Abstract:
Technological breakthroughs and the interest of business entities have made the
categorization of media products increasingly conventional in this digital environment.
This is usually often a multilabel scenario in which an object might be labeled with
several categories. Most of the literature addresses the movie genre classification as a
mono-labeling task, generally based on audio-visual features. This study addressed a
multilabel movie genre classification model using both supervised and unsupervised
machine learning techniques to classify the movies into their corresponding genres. We
created a dataset consisting of English subtitle files taken from The Movie Database
(IMDB), which contains 1200 movies and each of the movies was labeled according to a
set of eleven genre labels.

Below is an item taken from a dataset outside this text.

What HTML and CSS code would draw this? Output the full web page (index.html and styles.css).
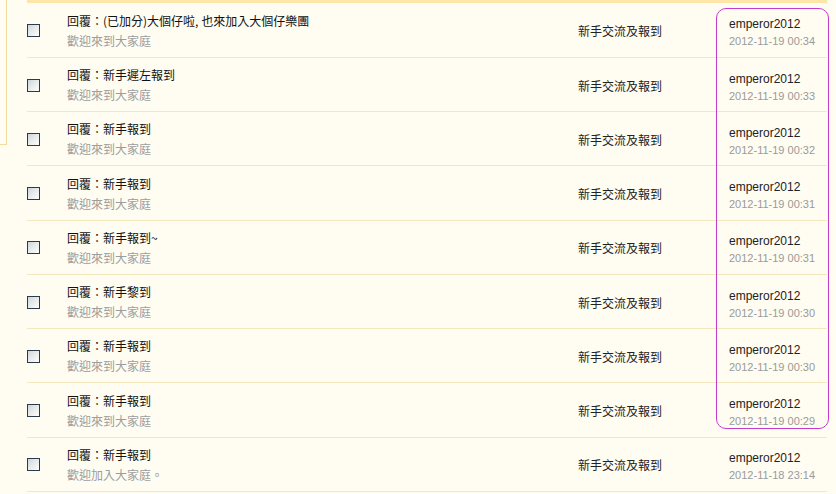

We experimented with two feature extraction methods
combined with the classifiers and a feature selection technique to reduce the
dimensionality of our proposed work. In this study, we compared the performance of
unsupervised and supervised techniques for the classification using several standard
performance measures using both feature representation methods. We assessed that the
best performers of the unsupervised techniques are K-means and Bisecting k-means in
the term of cluster quality. In contrast, we observed the model evaluation using KNN,
SVM and DT and find that SVM is better than the other classifiers among the supervised
techniques. Finally, we compared the unsupervised and supervised technique in the term
of quality of the clusters. We observed that the K-Means and Bisecting K-Means of
unsupervised technique produced the cluster of higher quality than the SVM, DT and
KNN supervised technique. We addressed the reason for the outliers of the training set
and recommended to use unsupervised techniques to improve the assignment of
predefining the categories and labeling the textual documents in the training set.